Chilean firefighters yesterday tried to contain a massive wildfire that has ravaged tens of thousands of acres of pristine Patagonia and forced authorities to close a popular national park.

Nearly four per cent of the total park has been destroyed

High winds fanned the blaze at the Torres del Paine National Park, a 2,400-square-kilometre paradise of mountains, glaciers, natural forests and lakes in deep southern Chile visited by more than 100,000 people each year.

After meeting emergency officials struggling to get a grip on the inferno, President Sebastian Pinera announced that the park would remain shut throughout January.

Some 27,200 acres of woodland and scrub, nearly four per cent of the total area of the park, has already been destroyed by the blaze, which more than quadrupled in size in less than 24 hours.

The Chilean government has deployed four planes and a helicopter to the remote mountainous region, where 300 firefighters, soldiers and forest rangers were engaged in a desperate effort to get the inferno under control.
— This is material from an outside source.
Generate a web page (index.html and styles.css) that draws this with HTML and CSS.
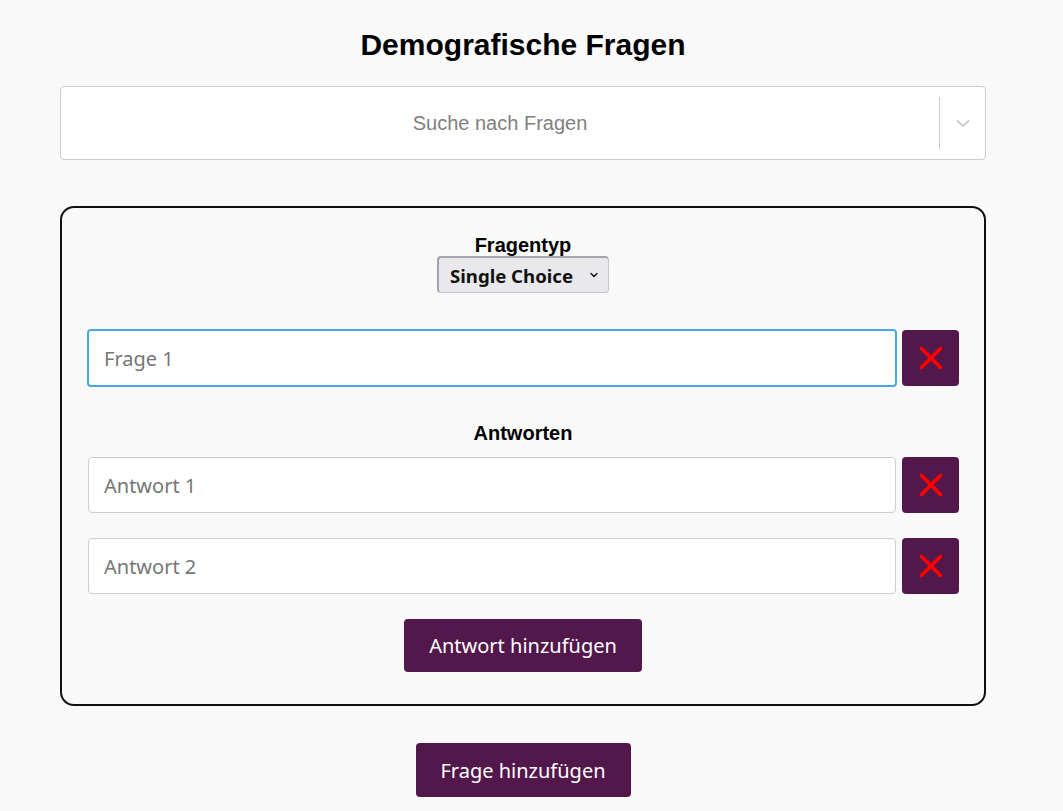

Aerial photographs showed a vast cloud of smoke obscuring the beautiful backdrop of snow-clad granite peaks, wild steppes and turquoise lakes.

“We are faced with a hugely complex situation, an extreme scenario, mainly due to topography, strong winds and highly combustible vegetation,” said Vicente Nunez, head of Chile’s Office of National Emergency (ONEMI).

Ten to 15 mm of rain were expected yesterday.

The US State Department earlier Friday alerted US citizens in an advisory to the ongoing forest fires and urged them to avoid heading to the region.

The blaze erupted late on Tuesday and advanced rapidly in dry conditions, forcing authorities to evacuate 700 people, mostly tourists, from the park, which is located some 3,000 km south of Santiago.

Environmentalist group Accion Ecologica criticised what it said was the government’s slow response to the wildfire, drawing an unfavourable comparison with its rapid crackdown on students protesting education reforms.

“We would have liked to see a government as gifted at throwing water on the flames consuming our natural heritage as they are on citizens defending their rights,” said activist Luis Mariano Rendon.